# A Detailed Tutorial: Softmax and Sparse Categorical Crossentropy

In machine learning, particularly for classification tasks, it's crucial to understand the two key components that allow us to train a model: the **activation function** that gives us interpretable predictions, and the **loss function** that grades those predictions.

This tutorial will walk you through their distinct roles using a practical, hard-coded example. We will explore:
1.  **The Softmax Function:** How to convert raw model scores (logits) into probabilities.
2.  **The Sparse Categorical Crossentropy Loss Function:** How to measure the error in those predictions.
3.  **Two Ways to Calculate Loss:** The recommended `from_logits` method and the manual two-step method, so you can see exactly how they relate.

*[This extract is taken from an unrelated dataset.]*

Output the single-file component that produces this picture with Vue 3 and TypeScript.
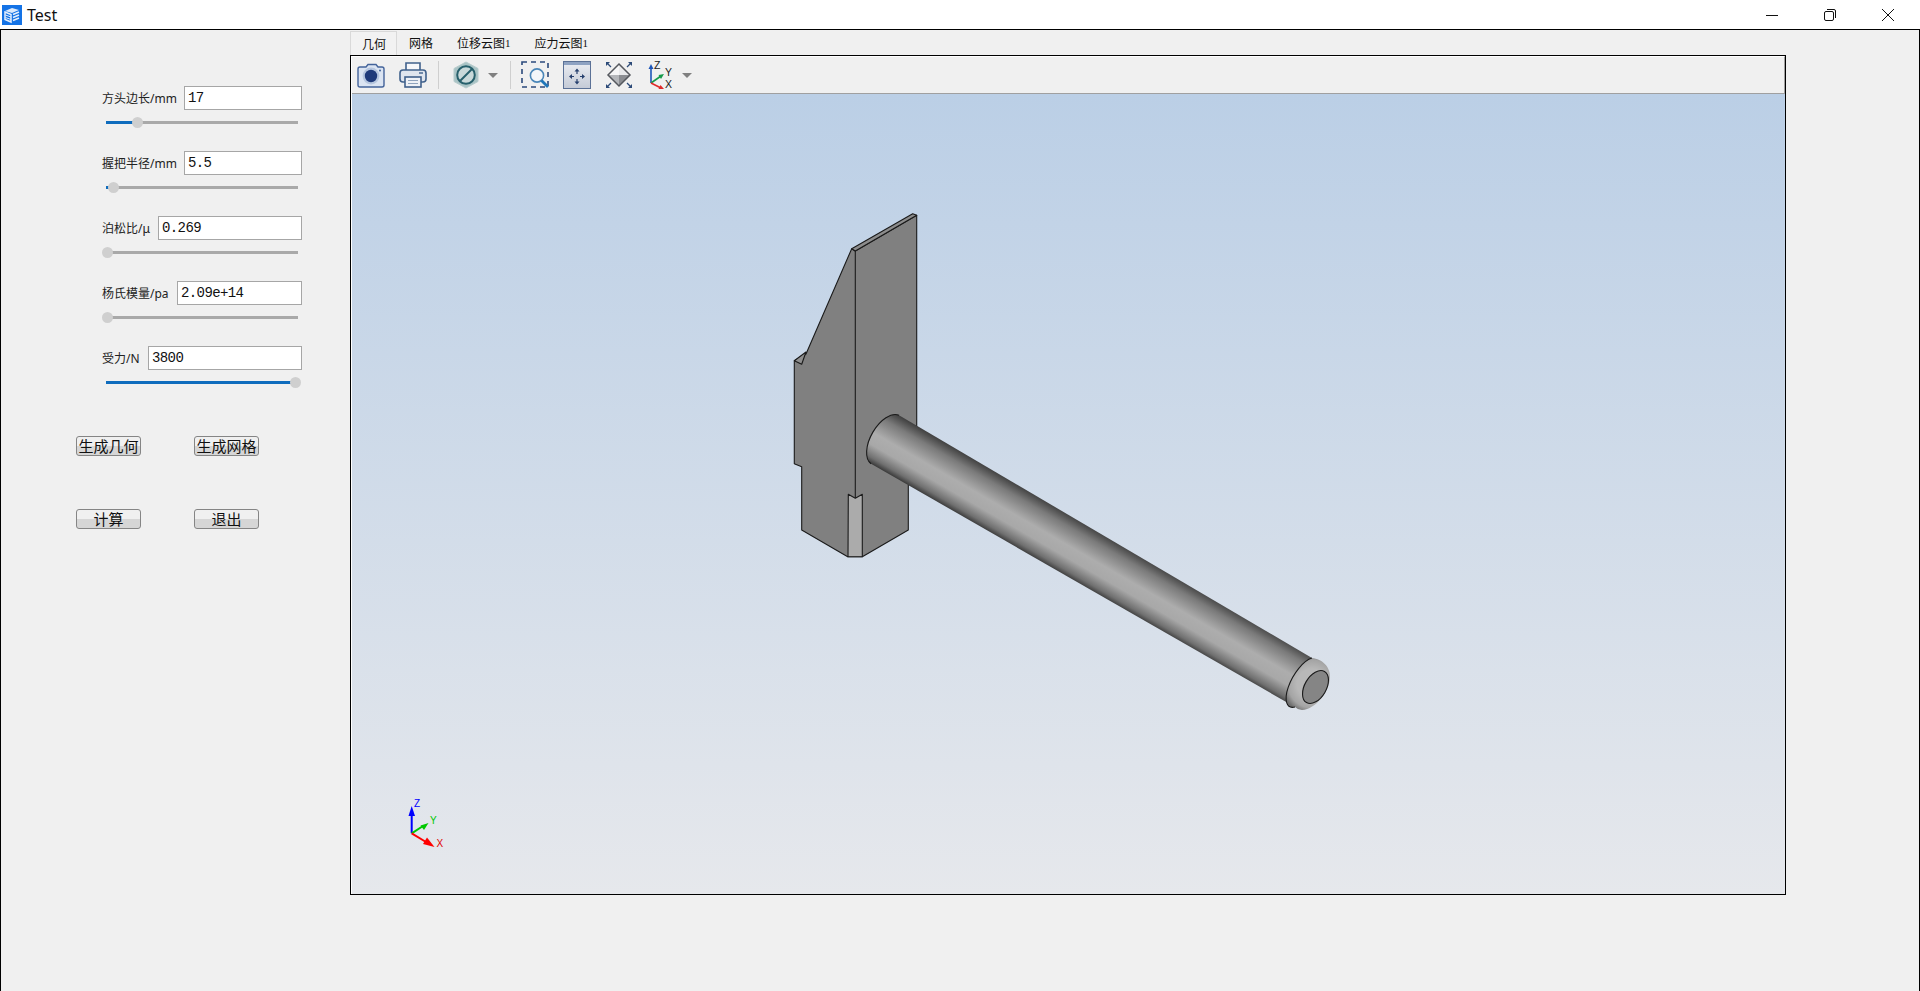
<template>
  <div class="window">
    <header class="titlebar">
      <svg class="app-icon" width="20" height="20" viewBox="0 0 20 20">
        <rect width="20" height="20" fill="#1473e6" />
        <path d="M3 6 L10 3 L17 5 L10 8 Z" fill="#dceafc" />
        <path d="M3 7 L9 9.5 V17 L3 14.5 Z" fill="none" stroke="#e6f0fd" stroke-width="1.5" />
        <path d="M3.5 10 L9 12 M3.5 12.5 L9 14.5" stroke="#e6f0fd" stroke-width="1" />
        <path d="M11 9.5 L17 7 M11 12.5 L17 10 M11 15.5 L17 13" stroke="#e6f0fd" stroke-width="1.6" />
      </svg>
      <span class="title-text">Test</span>
      <div class="win-controls">
        <div class="win-btn">
          <svg width="14" height="14" viewBox="0 0 14 14"><path d="M1 7.5 H13" stroke="#111" fill="none" /></svg>
        </div>
        <div class="win-btn">
          <svg width="14" height="14" viewBox="0 0 14 14">
            <rect x="1.5" y="3.5" width="9" height="9" rx="1.5" fill="none" stroke="#111" />
            <path d="M4 1.5 H11 Q12.5 1.5 12.5 3 V10" fill="none" stroke="#111" />
          </svg>
        </div>
        <div class="win-btn">
          <svg width="14" height="14" viewBox="0 0 14 14"><path d="M1 1 L13 13 M13 1 L1 13" stroke="#111" fill="none" /></svg>
        </div>
      </div>
    </header>

    <div class="body">
      <aside class="sidebar">
        <div v-for="p in params" :key="p.label" class="param">
          <div class="param-row">
            <label class="param-label">{{ p.label }}</label>
            <input class="param-input" type="text" :value="p.value" :style="{ width: `${p.inputWidth}px` }" />
          </div>
          <div class="slider">
            <div class="slider-fill" :style="{ width: fillWidth(p.ratio) }" />
            <div class="slider-handle" :style="{ left: handleLeft(p.ratio) }" />
          </div>
        </div>
        <div class="actions">
          <button v-for="a in actions" :key="a" class="action" type="button">{{ a }}</button>
        </div>
      </aside>

      <main class="main">
        <nav class="tabs">
          <div v-for="(t, i) in tabs" :key="t.name" :class="['tab', i === 0 && 'tab--active']">
            {{ t.name }}<span v-if="t.suffix" class="tab-suffix">{{ t.suffix }}</span>
          </div>
        </nav>
        <section class="frame">
          <div class="toolbar">
            <!-- camera -->
            <svg class="tool" viewBox="0 0 28 28">
              <path d="M9 6 L11 3.5 H19 L21 6 H25 Q27 6 27 8 V24 Q27 26 25 26 H3 Q1 26 1 24 V8 Q1 6 3 6 Z" fill="#dbe4f2" stroke="#43639a" stroke-width="1.4" />
              <circle cx="14" cy="15" r="8.4" fill="#b6c6df" />
              <circle cx="14" cy="15" r="6.2" fill="#1f3a7a" />
              <circle cx="23" cy="9.5" r="1" fill="#43639a" />
            </svg>
            <!-- printer -->
            <svg class="tool tool--gap" viewBox="0 0 28 28">
              <path d="M7 9 V2 H21 V9" fill="#f6f7fa" stroke="#40618c" stroke-width="1.6" />
              <rect x="1" y="9" width="26" height="12" rx="3" fill="#dfe5ee" stroke="#40618c" stroke-width="1.6" />
              <rect x="6" y="16" width="16" height="10" fill="#eef1f6" stroke="#40618c" stroke-width="1.6" />
              <path d="M9 19.5 H19 M9 22.5 H19" stroke="#8fa3bd" />
              <path d="M20 12 H24" stroke="#40618c" stroke-width="1.4" />
            </svg>
            <span class="sep" />
            <!-- hidden-style hexagon -->
            <svg class="tool" viewBox="0 0 28 28">
              <polygon points="14,1 26,7.5 26,20.5 14,27 2,20.5 2,7.5" fill="#a9c3c5" stroke="#b7cccd" />
              <circle cx="14" cy="14" r="8.8" fill="#c9d9da" stroke="#27606c" stroke-width="2" />
              <path d="M8 20 L20 8" stroke="#27606c" stroke-width="2" />
            </svg>
            <span class="caret" />
            <span class="sep sep--after-caret" />
            <!-- zoom window -->
            <svg class="tool" viewBox="0 0 28 28">
              <rect x="1" y="1" width="26" height="25" fill="none" stroke="#2b4a7c" stroke-width="1.6" stroke-dasharray="5 4" />
              <circle cx="16" cy="14.5" r="6.6" fill="#f3f6fa" stroke="#4a86b8" stroke-width="1.6" />
              <path d="M20.5 19.5 L27 26" stroke="#1f76b9" stroke-width="2.8" />
            </svg>
            <!-- fit view -->
            <svg class="tool tool--gap" viewBox="0 0 28 28">
              <defs>
                <linearGradient id="fitFill" x1="0" y1="0" x2="0" y2="1">
                  <stop offset="0" stop-color="#eceef3" />
                  <stop offset="1" stop-color="#c4cad6" />
                </linearGradient>
              </defs>
              <rect x="0.5" y="0.5" width="27" height="27" fill="url(#fitFill)" stroke="#5b7196" />
              <rect x="1" y="1" width="26" height="3" fill="#8ea2c2" />
              <path d="M14 10 V13 M14 18 V21 M8 15.5 H11 M17 15.5 H20" stroke="#27406e" stroke-width="1.2" />
              <path d="M14 7.5 L11.5 10.5 H16.5 Z M14 23.5 L11.5 20.5 H16.5 Z M6 15.5 L9 13 V18 Z M22 15.5 L19 13 V18 Z" fill="#27406e" />
            </svg>
            <!-- isometric view -->
            <svg class="tool tool--gap" viewBox="0 0 28 28">
              <polygon points="14,3 25,14 14,14" fill="#e9eaec" />
              <polygon points="14,3 3,14 14,14" fill="#f6f6f7" />
              <polygon points="14,25 3,14 14,14" fill="#b4b6ba" />
              <polygon points="14,25 25,14 14,14" fill="#8b8d92" />
              <polygon points="14,3 25,14 14,25 3,14" fill="none" stroke="#55585e" stroke-width="1.5" />
              <path d="M1 1 H5 L1 5 Z M27 1 H23 L27 5 Z M1 27 H5 L1 23 Z M27 27 H23 L27 23 Z" fill="#2c4a78" />
              <path d="M2 2 L6 6 M26 2 L22 6 M2 26 L6 22 M26 26 L22 22" stroke="#2c4a78" stroke-width="1.3" />
            </svg>
            <!-- axis triad -->
            <svg class="tool tool--triad" viewBox="0 0 28 28">
              <path d="M6 22 V7" stroke="#1d55b8" stroke-width="1.6" />
              <path d="M6 3 L3.5 8 H8.5 Z" fill="#1d55b8" />
              <path d="M6 22 L16 15" stroke="#169a4a" stroke-width="1.6" />
              <path d="M19 13 L13.5 14 L16 18 Z" fill="#169a4a" />
              <path d="M6 22 L16 27" stroke="#e02b2b" stroke-width="1.6" />
              <path d="M19 28 L13.5 28 L15.5 24 Z" fill="#e02b2b" />
              <text x="9" y="8" class="tool-axis">Z</text>
              <text x="20" y="15" class="tool-axis">Y</text>
              <text x="20" y="27" class="tool-axis">X</text>
            </svg>
            <span class="caret caret--triad" />
          </div>

          <div class="canvas">
            <svg class="scene" viewBox="352 94 1433 800" width="1433" height="800">
              <defs>
                <linearGradient id="handleShade" gradientUnits="userSpaceOnUse" x1="899" y1="415.3" x2="871" y2="463.7">
                  <stop offset="0" stop-color="#3f3f3f" />
                  <stop offset="0.2" stop-color="#7a7a7a" />
                  <stop offset="0.5" stop-color="#adadad" />
                  <stop offset="0.7" stop-color="#a8a8a8" />
                  <stop offset="0.9" stop-color="#707070" />
                  <stop offset="1" stop-color="#3a3a3a" />
                </linearGradient>
                <radialGradient id="filletShade" gradientUnits="userSpaceOnUse" cx="1312" cy="684" r="30">
                  <stop offset="0.5" stop-color="#b8b8b8" />
                  <stop offset="0.8" stop-color="#a4a4a4" />
                  <stop offset="1" stop-color="#6e6e6e" />
                </radialGradient>
              </defs>

              <!-- hammer head -->
              <g stroke="#1a1a1a" stroke-width="1.1" stroke-linejoin="round">
                <polygon fill="#808080" points="851.7,248.7 855.3,251 916.7,215.3 916.7,470 908.3,485 908.3,530 862.3,556.7 847.7,556.7 801.7,530 801.7,466.7 794.3,463.7 794.3,360.7 806,354 " />
                <polygon fill="#8c8c8c" points="851.7,248.7 912.7,213.7 916.7,215.3 855.3,251" />
                <polygon fill="#8e8e8e" points="794.3,360.7 806,352 801.7,364.3" />
                <path d="M855.3 251 V498" fill="none" />
                <polygon fill="#ababab" points="848.3,494.3 855.3,498.3 862.3,494.3 862.3,556.7 848,556.7" />
              </g>

              <!-- handle -->
              <path d="M899 415.3 L1312 658 L1295 707 L871 463.7 A28 15 -60 0 1 899 415.3 Z" fill="url(#handleShade)" />
              <path d="M899 415.3 A28 15 -60 0 0 871 463.7" fill="none" stroke="#1a1a1a" stroke-width="1.1" />

              <!-- rounded far end -->
              <path d="M1312 658 C1322 659 1331 667 1330 678 C1329 692 1316 709 1302 710 Q1298 710 1295 707 A25.6 11 -60 0 1 1312 658 Z" fill="url(#filletShade)" />
              <path d="M1312 658 A25.6 11 -60 0 0 1295 707" fill="none" stroke="#1a1a1a" stroke-width="1.1" />
              <ellipse cx="1315.5" cy="687" rx="18" ry="10.8" transform="rotate(-60 1315.5 687)" fill="#858585" stroke="#1a1a1a" stroke-width="1.1" />

              <!-- view triad -->
              <g fill="none" stroke-width="2">
                <path d="M411.7 833.3 V812" stroke="#0000ff" />
                <path d="M411.7 833.3 L423 826" stroke="#00c800" />
                <path d="M411.7 833.3 L426 842" stroke="#ff0000" />
              </g>
              <path d="M411.7 806 L408.5 816 H415 Z" fill="#0000ff" />
              <path d="M428.5 823 L420.5 825.5 L424 830 Z" fill="#00c800" />
              <path d="M434.5 847 L423 844 L427 837.5 Z" fill="#ff0000" />
              <text x="414" y="807" class="axis" fill="#0000ff">Z</text>
              <text x="430" y="824" class="axis" fill="#00c800">Y</text>
              <text x="436.5" y="847" class="axis" fill="#e00000">X</text>
            </svg>
          </div>
        </section>
      </main>
    </div>
  </div>
</template>

<script setup lang="ts">
interface Param {
  label: string;
  value: string;
  ratio: number;
  inputWidth: number;
}

const params: Param[] = [
  { label: '方头边长/mm', value: '17', ratio: 0.16, inputWidth: 118 },
  { label: '握把半径/mm', value: '5.5', ratio: 0.037, inputWidth: 118 },
  { label: '泊松比/μ', value: '0.269', ratio: 0, inputWidth: 144 },
  { label: '杨氏模量/pa', value: '2.09e+14', ratio: 0, inputWidth: 125 },
  { label: '受力/N', value: '3800', ratio: 1, inputWidth: 154 },
];

const actions = ['生成几何', '生成网格', '计算', '退出'];

const tabs = [
  { name: '几何' },
  { name: '网格' },
  { name: '位移云图', suffix: '1' },
  { name: '应力云图', suffix: '1' },
];

// handle travels 188px along the 192px groove
function fillWidth(ratio: number): string {
  return `${188 * ratio + 1}px`;
}

function handleLeft(ratio: number): string {
  return `${188 * ratio - 4.5}px`;
}
</script>

<style scoped>
.window {
  display: flex;
  flex-direction: column;
  height: 991px;
  background: #fff;
  font-family: "Noto Sans", "Noto Sans CJK SC", sans-serif;
  color: #111;
}
.titlebar {
  display: flex;
  align-items: center;
  flex: 0 0 29px;
  padding-left: 2px;
}
.title-text {
  margin-left: 5px;
  font-size: 16px;
}
.win-controls {
  display: flex;
  margin-left: auto;
  padding-right: 3px;
}
.win-btn {
  display: flex;
  align-items: center;
  justify-content: center;
  width: 58px;
  height: 29px;
}
.body {
  flex: 1;
  display: flex;
  min-height: 0;
  background: #f0f0f0;
  border: 1px solid #000;
  border-bottom: 0;
}
.sidebar {
  flex: 0 0 349px;
  display: flex;
  flex-direction: column;
  gap: 27px;
  padding: 56px 0 0 101px;
  box-sizing: border-box;
}
.param {
  width: 200px;
}
.param-row {
  display: flex;
  align-items: center;
  justify-content: space-between;
  height: 24px;
}
.param-label {
  font-size: 12px;
  color: #222;
  white-space: nowrap;
}
.param-input {
  height: 24px;
  box-sizing: border-box;
  padding: 0 3px;
  border: 1px solid #a6a6a6;
  background: #fff;
  font-family: "Liberation Mono", "Noto Sans CJK SC", monospace;
  font-size: 14px;
  letter-spacing: -0.6px;
  color: #111;
  outline: none;
}
.slider {
  position: relative;
  width: 192px;
  height: 3px;
  margin: 11px 0 0 4px;
  background: #a9a9a9;
}
.slider-fill {
  height: 100%;
  background: #0f6cbd;
}
.slider-handle {
  position: absolute;
  top: -4px;
  width: 11px;
  height: 11px;
  border-radius: 50%;
  background: #cfcfcf;
}
.actions {
  display: grid;
  grid-template-columns: 65px 65px;
  grid-auto-rows: 20px;
  gap: 53px;
  margin: 25px 0 0 -26px;
}
.action {
  margin: 0;
  padding: 0;
  border: 1px solid #858585;
  border-radius: 3px;
  background: linear-gradient(#f0f0f0 50%, #d6d6d6 50%);
  font-family: "Noto Sans CJK SC", sans-serif;
  font-size: 15px;
  line-height: 18px;
  color: #111;
  white-space: nowrap;
}
.main {
  display: flex;
  flex-direction: column;
  width: 1436px;
}
.tabs {
  display: flex;
  height: 25px;
  box-sizing: border-box;
  padding-top: 1px;
  font-size: 12px;
  line-height: 16px;
}
.tab {
  display: flex;
  align-items: center;
  padding: 0 12px;
  box-sizing: border-box;
  font-family: "Noto Sans CJK SC", sans-serif;
}
.tab--active {
  border: 1px solid #d9d9d9;
  border-bottom: 0;
  background: #f2f2f2;
  padding: 0 10px 0 11px;
}
.tab-suffix {
  font-family: "Liberation Serif", serif;
  font-size: 11px;
}
.frame {
  display: flex;
  flex-direction: column;
  height: 840px;
  box-sizing: border-box;
  border: 1px solid #000;
  padding-left: 1px;
  background: #fff;
}
.toolbar {
  display: flex;
  align-items: center;
  flex: 0 0 38px;
  box-sizing: border-box;
  padding-left: 5px;
  background: #f0f0f0;
  border-top: 1px solid #fff;
  border-right: 1px solid #a0a0a0;
  border-bottom: 1px solid #a0a0a0;
}
.tool {
  width: 28px;
  height: 28px;
  flex: none;
}
.tool--gap {
  margin-left: 14px;
}
.tool--triad {
  margin-left: 12px;
}
.tool-axis {
  font-family: "Liberation Sans", sans-serif;
  font-size: 10.5px;
  fill: #222;
}
.sep {
  width: 1px;
  height: 28px;
  margin: 0 13px 0 11px;
  background: #cfcfcf;
}
.sep--after-caret {
  margin-left: 12px;
  margin-right: 10px;
}
.caret {
  width: 0;
  height: 0;
  margin-left: 8px;
  border-left: 5px solid transparent;
  border-right: 5px solid transparent;
  border-top: 5px solid #808080;
}
.caret--triad {
  margin-left: 9px;
}
.canvas {
  flex: 1;
  min-height: 0;
  overflow: hidden;
  background: linear-gradient(#bbcfe6, #e6e8ec);
}
.scene {
  display: block;
}
.axis {
  font-family: "Liberation Sans", sans-serif;
  font-size: 10px;
}
</style>

<style>
html,
body {
  margin: 0;
  overflow: hidden;
}
</style>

> **NOTE:** Logits are the raw, unnormalized output scores from the final layer of a classification model before any activation function like softmax is applied.
>
> Think of them as the model's initial "confidence scores" for each possible class. These scores can be any real number (positive, negative, or zero). The softmax function then takes these logits and converts them into probabilities that sum to 1, making them much easier to interpret as the likelihood of each class.

### The Scenario: A Mini-Classification Problem

Let's imagine our model has just processed a batch of **2 samples**.

Our task is to classify them into one of **4 possible classes** (indexed 0, 1, 2, 3).

In [2]:
import tensorflow as tf
import numpy as np

# --- The Setup ---

# The ground truth labels (the "Answer Key").
# These are "sparse" because they are simple integers.
# - The first sample belongs to class 2.
# - The second sample belongs to class 1.
y_true = tf.constant([2, 1])

# The model's raw output (logits) for our 2 samples.
# This is the fake output from a final Dense layer BEFORE any activation.
# A higher number means the model is more confident.
y_pred_logits = tf.constant([
    # Sample 1: Model is most confident about class 0, but the true class is 2.
    [2.0, 0.5, 1.0, 0.1],
    # Sample 2: Model is most confident about class 1, which is correct.
    [-1.0, 2.5, 0.2, 0.8]
], dtype=tf.float32)

print("--- Initial Data ---")
print(f"True Labels (y_true): {y_true.numpy()}")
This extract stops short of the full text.